Depuis, les enquêteurs s’interrogent sur plusieurs opérations suspectes, notamment un virement de 500 000 euros perçu par l’ex-Secrétaire général de l’Elysée Claude Guéant en mars 2008, en provenance d’une société d’un avocat malaisien. Il a toujours affirmé qu’il s’agissait du fruit de la vente de deux tableaux, sans convaincre les juges qui les ont mis en examen notamment pour blanchiment de fraude fiscale en bande organisée.

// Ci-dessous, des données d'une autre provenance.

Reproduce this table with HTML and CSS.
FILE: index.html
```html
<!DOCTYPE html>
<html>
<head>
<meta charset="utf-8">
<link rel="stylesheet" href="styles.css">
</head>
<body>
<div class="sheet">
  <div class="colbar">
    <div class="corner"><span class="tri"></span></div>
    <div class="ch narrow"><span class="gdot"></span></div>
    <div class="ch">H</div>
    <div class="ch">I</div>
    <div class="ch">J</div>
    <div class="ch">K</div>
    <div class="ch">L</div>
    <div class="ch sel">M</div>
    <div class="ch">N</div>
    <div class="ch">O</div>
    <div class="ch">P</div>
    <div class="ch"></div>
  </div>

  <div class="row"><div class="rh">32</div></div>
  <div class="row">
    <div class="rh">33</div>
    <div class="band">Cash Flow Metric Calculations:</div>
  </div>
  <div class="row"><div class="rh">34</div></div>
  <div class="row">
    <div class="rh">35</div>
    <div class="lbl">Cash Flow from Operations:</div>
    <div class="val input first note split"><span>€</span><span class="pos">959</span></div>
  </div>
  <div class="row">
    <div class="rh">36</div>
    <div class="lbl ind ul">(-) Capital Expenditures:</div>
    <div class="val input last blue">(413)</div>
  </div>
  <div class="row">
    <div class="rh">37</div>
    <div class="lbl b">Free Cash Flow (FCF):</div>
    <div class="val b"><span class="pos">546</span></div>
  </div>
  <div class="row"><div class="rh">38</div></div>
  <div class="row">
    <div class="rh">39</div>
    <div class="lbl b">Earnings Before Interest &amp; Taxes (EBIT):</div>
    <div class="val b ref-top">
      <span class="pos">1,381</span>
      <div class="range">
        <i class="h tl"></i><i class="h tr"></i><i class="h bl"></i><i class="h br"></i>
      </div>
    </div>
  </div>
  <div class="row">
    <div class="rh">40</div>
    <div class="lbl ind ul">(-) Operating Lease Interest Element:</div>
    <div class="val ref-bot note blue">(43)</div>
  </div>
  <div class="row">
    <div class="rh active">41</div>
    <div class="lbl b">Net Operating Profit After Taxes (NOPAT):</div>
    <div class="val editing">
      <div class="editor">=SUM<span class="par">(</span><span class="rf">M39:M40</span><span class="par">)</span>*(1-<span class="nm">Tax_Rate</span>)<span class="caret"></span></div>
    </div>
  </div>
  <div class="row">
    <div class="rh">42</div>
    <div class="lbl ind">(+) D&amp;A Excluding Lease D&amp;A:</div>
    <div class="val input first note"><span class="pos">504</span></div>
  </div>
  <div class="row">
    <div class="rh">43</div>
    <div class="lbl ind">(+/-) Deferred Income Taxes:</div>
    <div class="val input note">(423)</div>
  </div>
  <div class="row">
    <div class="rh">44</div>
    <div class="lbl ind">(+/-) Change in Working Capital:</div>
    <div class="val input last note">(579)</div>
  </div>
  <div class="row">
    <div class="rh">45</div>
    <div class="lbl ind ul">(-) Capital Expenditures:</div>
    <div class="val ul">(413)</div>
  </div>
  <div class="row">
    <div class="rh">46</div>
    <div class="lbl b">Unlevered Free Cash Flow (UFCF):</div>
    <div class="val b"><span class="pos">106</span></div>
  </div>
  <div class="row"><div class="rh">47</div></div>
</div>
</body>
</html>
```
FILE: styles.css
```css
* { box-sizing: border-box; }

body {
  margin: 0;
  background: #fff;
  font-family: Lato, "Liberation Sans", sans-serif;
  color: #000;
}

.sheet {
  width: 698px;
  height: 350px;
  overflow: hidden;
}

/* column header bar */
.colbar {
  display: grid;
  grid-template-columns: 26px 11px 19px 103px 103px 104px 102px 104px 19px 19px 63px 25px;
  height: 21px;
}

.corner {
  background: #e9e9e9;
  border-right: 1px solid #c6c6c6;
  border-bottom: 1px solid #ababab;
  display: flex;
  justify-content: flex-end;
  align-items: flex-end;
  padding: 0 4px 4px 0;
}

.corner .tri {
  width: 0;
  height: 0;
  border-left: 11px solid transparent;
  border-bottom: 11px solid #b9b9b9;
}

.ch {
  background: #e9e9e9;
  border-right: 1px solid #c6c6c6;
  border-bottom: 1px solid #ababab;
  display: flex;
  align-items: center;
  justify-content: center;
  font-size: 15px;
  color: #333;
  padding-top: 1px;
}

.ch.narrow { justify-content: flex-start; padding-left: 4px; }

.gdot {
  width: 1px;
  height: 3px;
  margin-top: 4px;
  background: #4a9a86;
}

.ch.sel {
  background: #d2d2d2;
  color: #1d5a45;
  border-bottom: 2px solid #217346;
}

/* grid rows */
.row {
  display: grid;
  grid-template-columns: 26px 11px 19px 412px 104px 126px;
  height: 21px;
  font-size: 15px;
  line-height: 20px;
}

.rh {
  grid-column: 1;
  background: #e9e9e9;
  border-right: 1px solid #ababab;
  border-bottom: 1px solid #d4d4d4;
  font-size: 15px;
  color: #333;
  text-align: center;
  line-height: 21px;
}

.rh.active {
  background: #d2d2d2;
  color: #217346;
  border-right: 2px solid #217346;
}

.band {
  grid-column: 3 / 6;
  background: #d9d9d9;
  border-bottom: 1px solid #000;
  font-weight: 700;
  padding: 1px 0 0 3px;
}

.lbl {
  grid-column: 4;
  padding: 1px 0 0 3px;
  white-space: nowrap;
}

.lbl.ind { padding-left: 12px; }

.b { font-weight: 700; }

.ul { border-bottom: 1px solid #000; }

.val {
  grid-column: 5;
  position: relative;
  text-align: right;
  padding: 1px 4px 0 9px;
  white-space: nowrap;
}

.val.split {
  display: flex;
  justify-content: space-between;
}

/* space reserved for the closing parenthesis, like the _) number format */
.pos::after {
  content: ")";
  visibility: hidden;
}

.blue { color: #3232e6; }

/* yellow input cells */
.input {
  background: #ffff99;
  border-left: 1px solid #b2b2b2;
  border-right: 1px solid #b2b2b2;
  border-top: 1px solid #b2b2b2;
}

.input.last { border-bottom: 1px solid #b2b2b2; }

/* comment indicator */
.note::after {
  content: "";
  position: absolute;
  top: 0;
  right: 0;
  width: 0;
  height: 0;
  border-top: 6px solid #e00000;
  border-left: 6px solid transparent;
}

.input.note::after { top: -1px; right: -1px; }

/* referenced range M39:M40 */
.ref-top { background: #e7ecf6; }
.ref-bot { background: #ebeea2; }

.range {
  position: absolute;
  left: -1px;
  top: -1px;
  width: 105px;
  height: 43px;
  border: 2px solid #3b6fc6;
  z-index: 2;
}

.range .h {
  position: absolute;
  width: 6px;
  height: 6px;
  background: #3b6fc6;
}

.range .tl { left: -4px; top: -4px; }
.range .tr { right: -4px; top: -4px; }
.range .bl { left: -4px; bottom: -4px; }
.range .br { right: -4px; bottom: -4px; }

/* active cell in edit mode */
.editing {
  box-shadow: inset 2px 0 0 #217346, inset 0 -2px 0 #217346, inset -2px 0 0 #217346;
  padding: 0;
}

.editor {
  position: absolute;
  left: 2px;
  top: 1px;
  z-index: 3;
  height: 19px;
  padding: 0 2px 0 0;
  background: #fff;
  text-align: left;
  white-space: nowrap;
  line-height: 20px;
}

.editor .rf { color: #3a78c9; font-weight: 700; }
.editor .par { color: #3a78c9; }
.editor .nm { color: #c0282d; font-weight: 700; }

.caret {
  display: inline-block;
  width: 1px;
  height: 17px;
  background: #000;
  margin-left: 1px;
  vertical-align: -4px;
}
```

Trois valises avec 5 millions d’euros
«Il n’y a pas d’élément dans le dossier qui justifie aujourd’hui une telle mesure spectaculaire de gar­de à vue. Après cinq ans d’enquête, on n’arrive toujours pas à prouver qu’un seul centime d’argent libyen a été versé à Nicolas Sarkozy», a regretté l’avocat de Claude Guéant, Philippe Bouchez El Ghozi.
Dans les rangs politiques, le patron des députés Les Républi­cains, Christian Jacob, a dénoncé mardi un «acharnement incompréhensible» contre l’ancien Prési­dent.
L’enquête avait déjà connu une accélération en novem­bre 2016 avec les déclarations fracassantes à Mediapart de l’homme d’affaires Ziad Takied­dine, qui a assuré avoir remis à Nicolas Sarkozy, alors ministre de l’Inté­rieur, et à son directeur de cabinet, Claude Guéant, -qui ont farouchement démenti-, trois valises contenant 5 millions d’euros en provenance du régime Kadhafi, entre novembre 2006 et début 2007.
Les juges s’interrogent également sur la vente suspecte en 2009 d’une villa située à Mougins (Alpes-Maritimes) à un fonds libyen géré par Bachir Saleh, ancien argentier du régime.
Les enquêteurs soupçonnent l’homme d’affaires, Alexandre Djou­hri, d’être le véritable propriétaire et vendeur de ce bien, qu’il a cédé à un prix «très surévalué».
La justice française souhaite interroger MM. Saleh et Djouhri. Le premier, actuellement en exil, a été blessé par balles fin février en Afrique du Sud. Le second a été arrêté à Londres en janvier et sera fixé sur son éventuelle extradition en juillet.